While answering questions about
Supreme Court nominee Brett Kavanaugh's drinking habits,
President Trump today praised himself
for not drinking alcohol, adding,
"Can you imagine if I had? What a mess I'd be."
[ Laughter ]
I mean, yeah.
You'd be in and out of relationships,
you'd miss work all the time,
you'd slur your words,
and are you sure you don't drink?
[ Laughter ]
A college classmate of Supreme Court nominee Brett Kavanaugh
has said that he often saw Kavanaugh
"staggering from alcohol consumption."
That's nothing.
I saw him screaming and crying at a job interview
while totally sober.
[ Cheers and applause ]
At a campaign rally this weekend,
President Trump said he "fell in love with"
North Korean leader Kim Jong-un.
[ Laughter ]
Well, that makes sense.

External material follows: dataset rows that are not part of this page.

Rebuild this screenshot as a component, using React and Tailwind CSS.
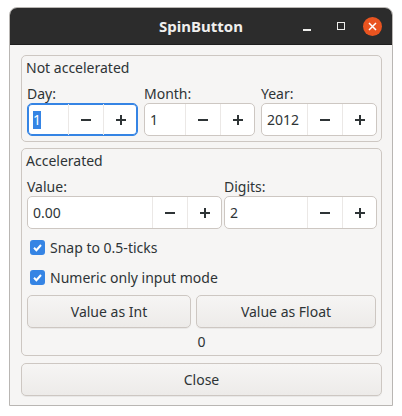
import React from 'react';

// Small GTK-style widgets used by the SpinButton demo window

const Minus = () => (
  <svg width="12" height="12" viewBox="0 0 12 12">
    <path d="M1 6h10" stroke="#2e3436" strokeWidth="2" />
  </svg>
);

const Plus = () => (
  <svg width="12" height="12" viewBox="0 0 12 12">
    <path d="M1 6h10M6 1v10" stroke="#2e3436" strokeWidth="2" />
  </svg>
);

const Spin = ({ value, width, focused }) => (
  <div
    className={`flex h-[33px] shrink-0 rounded-[5px] border bg-white ${focused ? 'border-[#3584e4] shadow-[inset_0_0_0_1px_#3584e4]' : 'border-[#cdc7c2]'}`}
    style={{ width }}
  >
    <div className="flex flex-1 items-center pl-[5px]">
      {focused ? (
        <span className="bg-[#3584e4] text-white leading-[18px]">{value}</span>
      ) : (
        <span>{value}</span>
      )}
    </div>
    <div className="flex w-[35px] items-center justify-center border-l border-[#ebe8e6]">
      <Minus />
    </div>
    <div className="flex w-[34px] items-center justify-center border-l border-[#ebe8e6]">
      <Plus />
    </div>
  </div>
);

const Labeled = ({ label, children }) => (
  <div className="flex flex-col">
    <div className="flex h-[20px] items-center">{label}</div>
    {children}
  </div>
);

const Check = ({ label }) => (
  <div className="flex h-[30px] items-center pl-[3px]">
    <div className="flex h-[15px] w-[15px] items-center justify-center rounded-[3px] bg-[#3584e4]">
      <svg width="11" height="11" viewBox="0 0 11 11">
        <path d="M2 5.8l2.4 2.4L9 3" stroke="white" strokeWidth="2" fill="none" />
      </svg>
    </div>
    <span className="ml-[5px]">{label}</span>
  </div>
);

const Button = ({ children, className = '' }) => (
  <div
    className={`flex h-[33px] items-center justify-center rounded-[5px] border border-[#cdc7c2] bg-gradient-to-b from-[#f6f5f4] to-[#edebe9] shadow-[0_1px_0_rgba(0,0,0,0.05)] ${className}`}
  >
    {children}
  </div>
);

export default function App() {
  return (
    <div
      className="h-[416px] w-[402px] bg-white pl-[9px] pt-[7px] text-[14px] text-[#2e3436]"
      style={{ fontFamily: '"Noto Sans", "Open Sans", sans-serif' }}
    >
      <div className="flex h-[399px] w-[384px] flex-col overflow-hidden rounded-t-[8px] border border-[#b9b6b3] bg-[#f6f5f4]">
        {/* title bar */}
        <div className="relative flex h-[37px] shrink-0 items-center justify-center border-b border-[#1e1e1e] bg-[#2c2c2c]">
          <span className="text-[15px] font-bold text-[#f0efee]">SpinButton</span>
          <div className="absolute right-[6px] top-0 flex h-[36px] items-center">
            <div className="flex w-[34px] justify-center">
              <div className="mt-[7px] h-[2px] w-[8px] bg-[#eeeeec]" />
            </div>
            <div className="flex w-[34px] justify-center">
              <div className="h-[8px] w-[8px] border border-[#eeeeec]" />
            </div>
            <div className="flex w-[28px] justify-center">
              <div className="flex h-[19px] w-[19px] items-center justify-center rounded-full bg-[#e95420]">
                <svg width="9" height="9" viewBox="0 0 9 9">
                  <path d="M1 1l7 7M8 1l-7 7" stroke="white" strokeWidth="1.5" />
                </svg>
              </div>
            </div>
          </div>
        </div>

        <div className="flex flex-1 flex-col pl-[11px] pr-[10px] pt-[10px]">
          {/* not accelerated */}
          <div className="flex flex-col rounded-[5px] border border-[#cdc7c2] px-[5px] pb-[5px]">
            <div className="-ml-[1px] flex h-[22px] items-center">Not accelerated</div>
            <div className="mt-[5px] flex gap-[6px]">
              <Labeled label="Day:">
                <Spin value="1" width={111} focused />
              </Labeled>
              <Labeled label="Month:">
                <Spin value="1" width={111} />
              </Labeled>
              <Labeled label="Year:">
                <Spin value="2012" width={116} />
              </Labeled>
            </div>
          </div>

          {/* accelerated */}
          <div className="mt-[6px] flex flex-col rounded-[5px] border border-[#cdc7c2] px-[5px]">
            <div className="-ml-[1px] flex h-[22px] items-center">Accelerated</div>
            <div className="mt-[5px] flex gap-[2px]">
              <Labeled label="Value:">
                <Spin value="0.00" width={195} />
              </Labeled>
              <Labeled label="Digits:">
                <Spin value="2" width={153} />
              </Labeled>
            </div>
            <div className="mt-[3px]">
              <Check label="Snap to 0.5-ticks" />
              <Check label="Numeric only input mode" />
            </div>
            <div className="mt-[3px] flex gap-[5px]">
              <Button className="w-[164px]">Value as Int</Button>
              <Button className="w-[180px]">Value as Float</Button>
            </div>
            <div className="flex h-[27px] items-center justify-center">0</div>
          </div>

          <Button className="mt-[7px]">Close</Button>
        </div>
      </div>
    </div>
  );
}
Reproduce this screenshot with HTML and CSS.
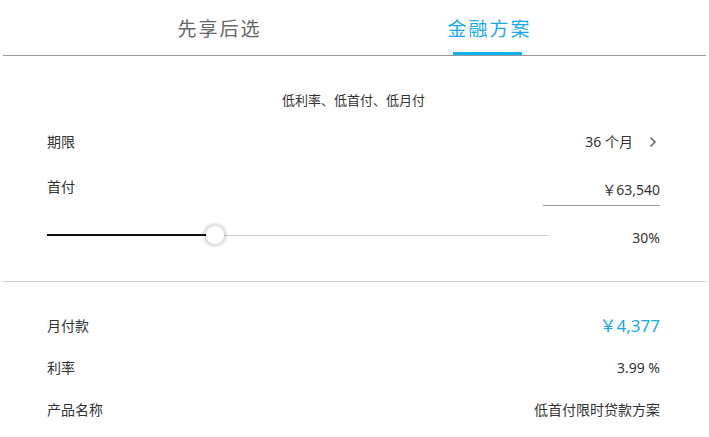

He is 27.
[ Laughter and applause ]
13 people in New York today were stuck in a subway elevator
for one hour before police were able to rescue them.
But on the bright side, they still didn't miss their train.
[ Laughter ]
A company called Posh Pushers
has begun selling fashionable hospital gowns for women
to wear while giving birth for a more stylish experience.
Or for a truly stylish experience, never have kids.
[ Laughter and applause ]
Mountain goats -- Mountain goats in Washington state
are being air-lifted out of Olympic National Park
after their population developed a craving for human urine.
Said the scientist who made the discovery,
"It's not what it looks like."
[ Laughter ]
A man -- A man in New York has broken a state record
for growing the largest pumpkin, weighing in at 2,027 pounds,
though its doctor claims it's actually 239 pounds.
[ Laughter and applause ]
As long as I have the record.
A "Jeopardy!" contestant last week
made a surprise marriage proposal to his partner
who is sitting in the audience,
and then Alex Trebek said,
"Congratulations on your new 'fiancée.'"
[ Light laughter ]
That joke's been going exactly that badly all day.
[ Laughter ]
It's the hill I chose to die on.
[ Laughter ]
Fiancée.
'Cause Alex Trebek, when he gets a foreign word,
he likes to fancy it up with the pronunciation.
[ Laughter ]
That's why that joke's very good.
[ Laughter ]
That's -- That's why that's a very good joke.
[ Cheers and applause ]
What is no reaction?
[ Laughter ]
And finally, engineers in Japan have developed a humanoid robot
designed to work on construction sites.
In fact, the robots are so realistic,
they've already been suspended for sexual harassment.